Awaiting your reply…

I also emailed The National Review, where Ben’s (ie: my) review of Pay It Forward appeared:

Hi, guys. Just wondering: Since you were really happy with my film reviews when you thought they were Ben Domenech’s, would you consider hiring me to review films? I can guarantee that the opinions expressed will be 100 percent my own.

I should warn you, though, that I’m female, femininst, an atheist, and pretty lefty and liberal. I am, however, white and heterosexual, so maybe that balances out okay?

To whom should I direct an invoice for my review of *Pay It Forward,* which you ran under Domenech’s byline?

Love and kisses,


I also emailed Howard Kurtz at the Post and Julie Bosman at The New York Times along similar lines. I’ll let you know if I get any response.

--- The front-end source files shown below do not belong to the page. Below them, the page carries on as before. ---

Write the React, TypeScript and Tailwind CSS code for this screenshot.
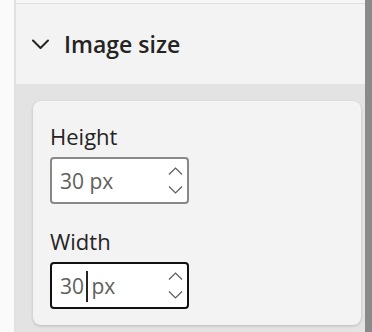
import { useState } from 'react';

function Chevron({ className }: { className?: string }) {
    return (
        <svg className={className} viewBox="0 0 17 10" fill="none" stroke="currentColor">
            <path d="M1 1.5l7.5 7.5 7.5-7.5" strokeWidth={2} strokeLinecap="round" strokeLinejoin="round" />
        </svg>
    );
}

function Spinner() {
    return (
        <div className="flex flex-col items-center justify-between h-[27px] text-[#5c5c5c]">
            <svg className="w-[15px] h-[8px]" viewBox="0 0 15 8" fill="none" stroke="currentColor">
                <path d="M1 7.5l6.5-6.5 6.5 6.5" strokeWidth={1.2} />
            </svg>
            <svg className="w-[15px] h-[8px]" viewBox="0 0 15 8" fill="none" stroke="currentColor">
                <path d="M1 0.5l6.5 6.5 6.5-6.5" strokeWidth={1.2} />
            </svg>
        </div>
    );
}

function NumberField({ label, value, focused }: { label: string; value: string; focused?: boolean }) {
    return (
        <div>
            <p className="text-[22px] leading-[28px] text-[#252423]">{label}</p>
            <div
                className={
                    'mt-[7px] w-[139px] h-[47px] rounded-[4px] bg-white flex items-center pl-[8px] pr-[4px] ' +
                    (focused ? 'border-2 border-[#111111]' : 'border-2 border-[#8a8886]')
                }
            >
                <span className="flex-1 text-[21px] leading-none text-[#605e5c] flex items-center pt-[2px]">
                    {focused ? (
                        <>
                            <span>30</span>
                            <span className="inline-block w-[1.5px] h-[31px] bg-[#252423] ml-[2px] mr-[4px]" />
                            <span>px</span>
                        </>
                    ) : (
                        <span>{value}</span>
                    )}
                </span>
                <Spinner />
            </div>
        </div>
    );
}

export default function App() {
    const [open] = useState(true);

    return (
        <div className="w-[372px] h-[332px] flex bg-[#fafafa] overflow-hidden" style={{ fontFamily: '"Open Sans", "Noto Sans", sans-serif' }}>
            <div className="w-[14px] shrink-0" />
            <div className="flex-1 flex flex-col border-l-2 border-[#e1e1e1]">
                <div className="h-[3px] bg-[#f6f6f6]" />
                <div className="h-[1px] bg-[#dedede]" />
                {/* Section header */}
                <div className="h-[80px] bg-[#f3f3f3] flex items-center gap-[15px] pl-[16px]">
                    <Chevron className={'w-[17px] h-[10px] text-[#252423] ' + (open ? '' : '-rotate-90')} />
                    <span className="text-[23px] font-semibold text-[#252423] leading-none">Image size</span>
                </div>
                {/* Section body */}
                <div className="flex-1 bg-[#e3e3e3] pt-[17px] pl-[17px] pr-[4px]">
                    <div className="h-[224px] rounded-[8px] bg-[#f3f3f3] shadow-[0_1px_3px_rgba(0,0,0,0.18)] pt-[21px] pl-[17px] flex flex-col gap-[23px]">
                        <NumberField label="Height" value="30 px" />
                        <NumberField label="Width" value="30 px" focused />
                    </div>
                </div>
            </div>
            <div className="w-[7px] shrink-0 bg-[#8a8a8a]" />
        </div>
    );
}
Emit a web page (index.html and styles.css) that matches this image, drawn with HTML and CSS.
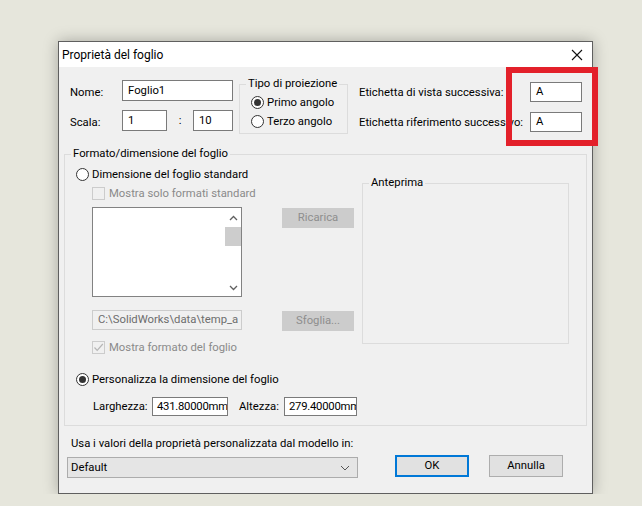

Domenech’s acts come from a man RedState continues to characterize as “an amazingly talented writer, a man of principle.” And one the commenters on the fiasco, dismissing Domenech’s intellectual crimes because they were unearthed by lefty bloggers, says this:

Should the entire American Left fall over dead tomorrow, I would rejoice, and order pizza to celebrate. They are not my countrymen; they are animals who happen to walk upright and make noises that approximate speech. They are below human. I look forward to seeing each and every one in Hell.

These are the people who condone intellectual dishonesty.

Another commenter in the same thread:

This whole issue is small potatoes to my mind. Ben made some mistakes, but he will be fine.

Since when is lying “small potatoes”? Aren’t these the same people who condemned Bill Clinton not for having some hot illicit consensual sex in White House (cuz they were totally not jealous about all the action he was getting, no) but for lying about it?

In case I haven’t been clear: What Domenech did — not just to me by to writers like P.J. O’Rourke, in whose company I feel supremely honored, even if I don’t tend to agree with him — is not just a “mistake.” It’s not an accident: “Whoops, I accidentally retyped someone else’s words and pretended they were my own.” It’s willful malfeasance. And there is no defense for it.

Also, it pisses me off no end that Domenech was celebrated — hired by The Washington Post! — in part because of my work that he passed off as his own.

This, though, is awesome: In Ben’s own words, discussing the supposed dishonesty of the left:

Ethical rules are the rules for a reason, and the Republican Party is one that respects the rule of law – that means really respecting it, not dancing along the edge. Because when the Democrats play dirty, they should have to stretch the truth; they should have to lie and connive; and they should have to find people like Ronnie Earle to do it for them. If they don’t have to do that, then something’s wrong.